Twenty years ago, if you were a New York-based banker that moved to Hong Kong for work, your very nice housing on the Peak was paid for, as was your children’s private school, and exclusive club membership. In many ways, these types of expats lived in bubbles where they mostly engaged with their own kind — the country they were parked in was little more than window dressing.


It was also a lingering vestige of colonialism — and all of the negative airs of superiority that implies. Many of those living this lifestyle followed a similar route to the one their countries had taken: Brits into Hong Kong, the French to Southeast Asia, etc. And, like earlier colonial caricatures, expat living was generally a bubble designed to cushion “hardship” assignments far from the comforts of home. The world has obviously changed a great deal and many of those countries once looked at as adventure assignments are better operated and more sophisticated than an expat’s home country. And, of course, expats had many touch points to the global travel economy, that will presumably no longer exist.


But, as the travel industry reels from the re-alignment of the world, it also begs the question of what will replace the expat archetype of old?


With the acceleration of remote work, we can read the tea leaves of what places like Barbados and Estonia are trying to do: make their countries palatable for the rise of workers that don’t need to set foot in an office and are intrigued with a better quality of life, cost of living and a life reboot of sorts. Current visa schemes aren’t super easy for people right now, leading to undignified border runs to re-set the clock on a visa, or other less-than-easy methods. The rise of the so-called digital nomad represents a valuable opportunity for countries to bolster their coffers.


But it won’t be smooth sailing in the transition from the old expat lifestyle into this new frontier: expect some tumult on the horizon as the world re-aligns.

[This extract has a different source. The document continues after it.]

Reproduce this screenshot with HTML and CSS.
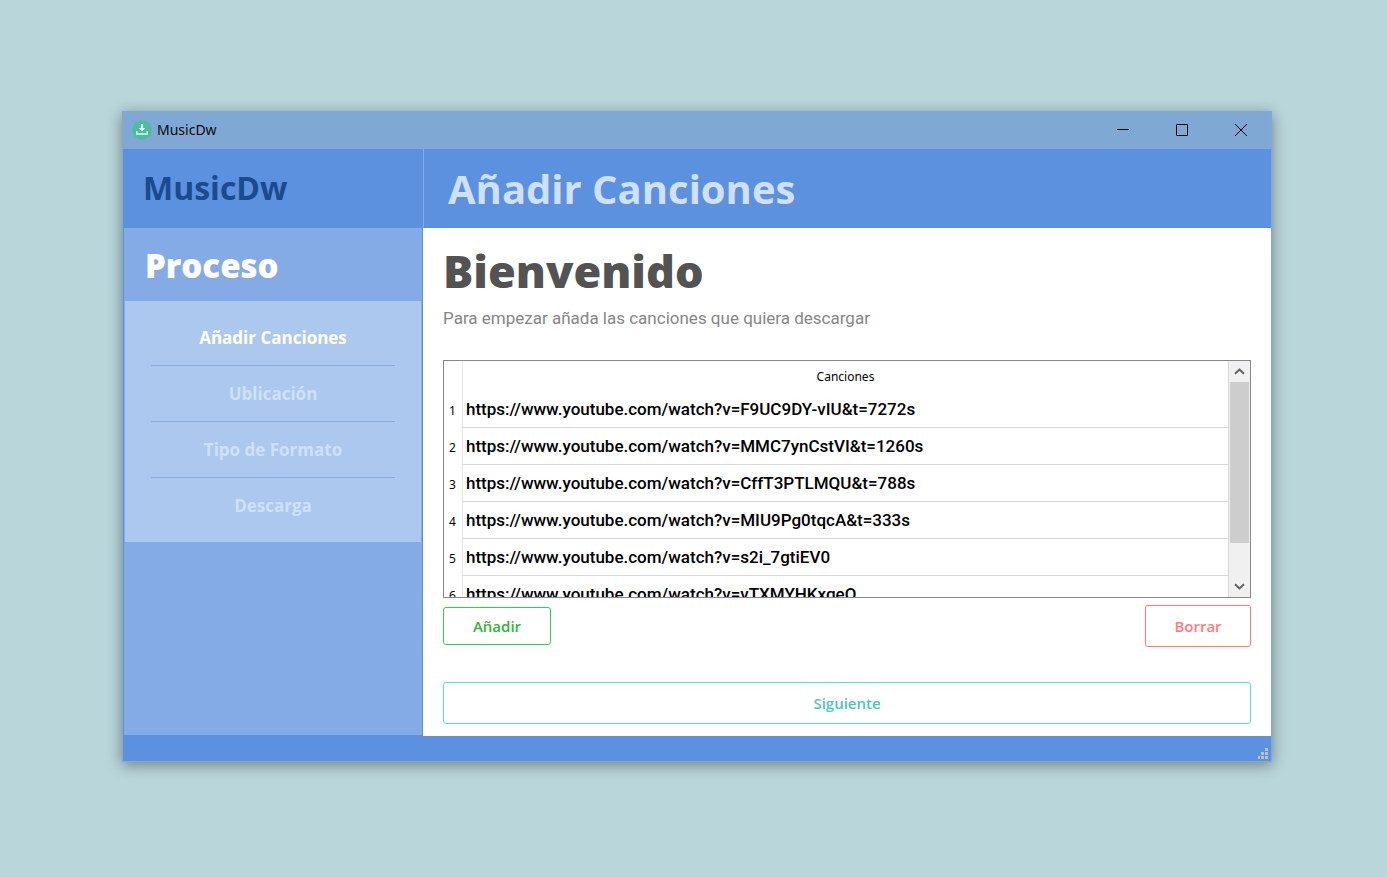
FILE: index.html
```html
<!DOCTYPE html>
<html lang="es">
<head>
<meta charset="utf-8">
<title>MusicDw</title>
<link rel="stylesheet" href="styles.css">
</head>
<body>
<div class="window">
  <div class="titlebar">
    <svg class="app-icon" viewBox="0 0 20 20" aria-hidden="true">
      <circle cx="10" cy="10" r="9.7" fill="#4bbf9c"/>
      <path d="M10 4v6" stroke="#fff" stroke-width="1.8"/>
      <path d="M6.8 8h6.4L10 11.4z" fill="#fff"/>
      <path d="M4.8 11v3h10.4v-3" fill="none" stroke="#e6f6f0" stroke-width="1.4"/>
    </svg>
    <span class="window-title">MusicDw</span>
    <div class="window-controls">
      <button type="button" aria-label="Minimizar"><svg viewBox="0 0 12 12"><path d="M0 5.5h12"/></svg></button>
      <button type="button" aria-label="Maximizar"><svg viewBox="0 0 12 12"><path d="M.5 .5h11v11H.5z"/></svg></button>
      <button type="button" aria-label="Cerrar"><svg viewBox="0 0 12 12"><path d="M0 0l12 12M12 0L0 12"/></svg></button>
    </div>
  </div>
  <header class="header">
    <div class="brand">MusicDw</div>
    <div class="page-title">Añadir Canciones</div>
  </header>
  <div class="body">
    <aside class="sidebar">
      <h2 class="sidebar-title">Proceso</h2>
      <ol class="steps">
        <li class="step step-active">Añadir Canciones</li>
        <li class="step">Ublicación</li>
        <li class="step">Tipo de Formato</li>
        <li class="step">Descarga</li>
      </ol>
    </aside>
    <main class="content">
      <h1 class="welcome">Bienvenido</h1>
      <p class="hint">Para empezar añada las canciones que quiera descargar</p>
      <div class="list">
        <div class="list-view">
          <table class="songs">
            <thead><tr><th class="num"></th><th class="col">Canciones</th></tr></thead>
            <tbody>
              <tr><th class="num">1</th><td>https://www.youtube.com/watch?v=F9UC9DY-vIU&amp;t=7272s</td></tr>
              <tr><th class="num">2</th><td>https://www.youtube.com/watch?v=MMC7ynCstVI&amp;t=1260s</td></tr>
              <tr><th class="num">3</th><td>https://www.youtube.com/watch?v=CffT3PTLMQU&amp;t=788s</td></tr>
              <tr><th class="num">4</th><td>https://www.youtube.com/watch?v=MIU9Pg0tqcA&amp;t=333s</td></tr>
              <tr><th class="num">5</th><td>https://www.youtube.com/watch?v=s2i_7gtiEV0</td></tr>
              <tr><th class="num">6</th><td>https://www.youtube.com/watch?v=vTXMYHKxgeQ</td></tr>
            </tbody>
          </table>
        </div>
        <div class="scrollbar">
          <button type="button" class="scroll-button" aria-label="Subir"><svg viewBox="0 0 11 7"><path d="M1 5.7l4.5-4.2L10 5.7"/></svg></button>
          <div class="track"><div class="thumb"></div></div>
          <button type="button" class="scroll-button" aria-label="Bajar"><svg viewBox="0 0 11 7"><path d="M1 1.3l4.5 4.2L10 1.3"/></svg></button>
        </div>
      </div>
      <div class="actions">
        <button type="button" class="button button-add">Añadir</button>
        <button type="button" class="button button-delete">Borrar</button>
      </div>
      <button type="button" class="button button-next">Siguiente</button>
    </main>
  </div>
  <footer class="statusbar">
    <svg class="grip" viewBox="0 0 10 11" aria-hidden="true"><path d="M7 0h3v3H7zM3 4h3v3H3zM7 4h3v3H7zM0 8h2v3H0zM3 8h3v3H3zM7 8h3v3H7z"/></svg>
  </footer>
</div>
</body>
</html>
```
FILE: styles.css
```css
* {
  box-sizing: border-box;
}

body {
  margin: 0;
  min-height: 100vh;
  display: flex;
  padding: 111px 115px 115px 122px;
  background: #b9d6da;
  font-family: "Open Sans", sans-serif;
}

button {
  font: inherit;
  padding: 0;
  border: 0;
  background: none;
}

.window {
  flex: 1;
  display: flex;
  flex-direction: column;
  border: 1px solid #80a8d8;
  background: #fff;
  box-shadow: 0 3px 14px rgba(0, 0, 0, 0.4);
}

.titlebar {
  display: flex;
  align-items: center;
  height: 37px;
  padding: 0 1px 1px 9px;
  background: #80a8d5;
}

.app-icon {
  width: 20px;
  height: 20px;
}

.window-title {
  margin-left: 5px;
  font-family: "Noto Sans", sans-serif;
  font-size: 14px;
  line-height: 22px;
  color: #0a0a0a;
}

.window-controls {
  display: flex;
  align-self: stretch;
  margin-left: auto;
}

.window-controls button {
  display: flex;
  align-items: center;
  justify-content: center;
  width: 59px;
}

.window-controls svg {
  width: 12px;
  height: 12px;
  fill: none;
  stroke: #000;
  stroke-width: 1;
}

.header {
  display: flex;
  height: 79px;
  background: #5c91df;
  font-weight: 700;
}

.brand {
  width: 301px;
  padding-left: 20px;
  border-right: 1px solid #84abe6;
  font-size: 32px;
  line-height: 78px;
  color: #1c4a8e;
}

.page-title {
  padding-left: 24px;
  font-size: 40px;
  line-height: 80px;
  color: #cfe0f8;
}

.body {
  flex: 1;
  display: flex;
}

.sidebar {
  width: 300px;
  border: solid #5c91df;
  border-width: 0 1px 1px;
  background: #84abe6;
}

.sidebar-title {
  margin: 0;
  padding: 2px 0 0 21px;
  font-size: 33px;
  font-weight: 800;
  line-height: 71px;
  color: #fff;
}

.steps {
  margin: 0 1px;
  padding: 9px 26px;
  list-style: none;
  background: #acc8ef;
}

.step {
  height: 56px;
  border-bottom: 1px solid #84abe6;
  font-size: 17px;
  font-weight: 700;
  line-height: 56px;
  text-align: center;
  color: #d0e0f7;
}

.step:last-child {
  height: 55px;
  border-bottom: 0;
}

.step-active {
  color: #fff;
}

.content {
  flex: 1;
  display: flex;
  flex-direction: column;
  padding: 10px 20px 12px;
}

.welcome {
  margin: 0;
  font-size: 45px;
  font-weight: 800;
  line-height: 66px;
  color: #535353;
}

.hint {
  margin: 2px 0 29px;
  font-family: Roboto, sans-serif;
  font-size: 17px;
  line-height: 25px;
  color: #868686;
}

.list {
  flex: 1 1 0;
  min-height: 0;
  display: flex;
  border: 1px solid #828790;
}

.list-view {
  flex: 1;
  height: 0;
  min-height: 100%;
  overflow: hidden;
  border-right: 1px solid #d8d8d8;
}

.songs {
  width: 100%;
  border-collapse: separate;
  border-spacing: 0;
  color: #000;
}

.songs th {
  padding: 0;
  font-family: "Noto Sans", sans-serif;
  font-size: 12px;
  font-weight: 400;
}

.songs .num {
  width: 19px;
  padding: 2px 1px 0 0;
  border-right: 1px solid #e5e5e5;
}

.songs .col {
  height: 30px;
}

.songs td {
  height: 37px;
  padding: 0 3px;
  border-bottom: 1px solid #d8d8d8;
  font-family: Roboto, sans-serif;
  font-size: 17px;
  font-weight: 500;
}

.scrollbar {
  display: flex;
  flex-direction: column;
  width: 21px;
  padding: 0 1px;
  background: #f0f0f0;
}

.scroll-button {
  display: flex;
  align-items: center;
  justify-content: center;
  height: 21px;
}

.scroll-button svg {
  width: 11px;
  height: 7px;
  fill: none;
  stroke: #606060;
  stroke-width: 2;
}

.track {
  flex: 1;
}

.thumb {
  height: 83%;
  background: #cdcdcd;
}

.actions {
  display: flex;
  align-items: center;
  justify-content: space-between;
  margin: 7px 0 35px;
}

.button {
  height: 42px;
  border: 1px solid;
  border-radius: 3px;
  font-size: 15px;
  font-weight: 600;
}

.button-add {
  width: 108px;
  height: 38px;
  border-color: #35cc55;
  color: #37b33b;
}

.button-delete {
  width: 106px;
  border-color: #ff7871;
  color: #ff7d80;
}

.button-next {
  border-color: #58e0cd;
  color: #4ec6b6;
}

.statusbar {
  display: flex;
  align-items: flex-end;
  justify-content: flex-end;
  height: 25px;
  padding: 2px 3px;
  background: #5c91df;
}

.grip {
  width: 10px;
  height: 11px;
  fill: #bfbfbf;
}
```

One of the most frequent expat landing pads, Singapore, is in the middle of a revolt of sorts. With a slowing economy, high-paid expats are becoming mini-pariahs, and as unemployment rises among nationals, there’s quite a bit of tension. Bloomberg reports: “The uncertain job prospects, online commentary and stricter conditions risk making Singapore a less welcoming destination just as the city-state needs foreign investment the most. And as workplaces clamp down on hiring it could further limit the options for expats who have long seen a stint in Asia as an important and lucrative experience.”


This was quite predictable in the short to medium term. As formerly “emerging” economies surge and improve, and education levels across all sectors (not just finance and business) rise, there’s less need to port in talent from abroad. In addition, pressure on the balance sheets of multinationals means that some of these excessive packages to executives have been pared back. Hong Kong isn’t exactly Yemen or a diplomatic hardship post where you need to pay far above market to get someone to go. Should a modern company be paying for a driver and household service for someone on a two-year stint in a modern Asian city?


The one thing that will keep the expat archetype around (though perhaps with lesser creature comforts and fewer drivers) is the need for executives to get their ticket punched: launching products in new places, or understanding market fit with a different consumer class. It is hard to think that brands like LVMH or L’Oreal won’t be still doing that 20 years into the future. But their social circles of other expats gathering in exclusive clubs will surely be smaller. Which is probably a good thing.


And as the world re-aligns into new ways of working that don’t involve taking the 7:06 from Greenwich into Grand Central Station, there’s an opportunity for smart countries to re-align themselves to attract the new, increasingly mobile workforce, new digital nomads. It is one of the new, regulatory challenges of the 21st century, not unlike much needed the on-demand economy debates, that will have increasing and urgent importance to solve in creative ways.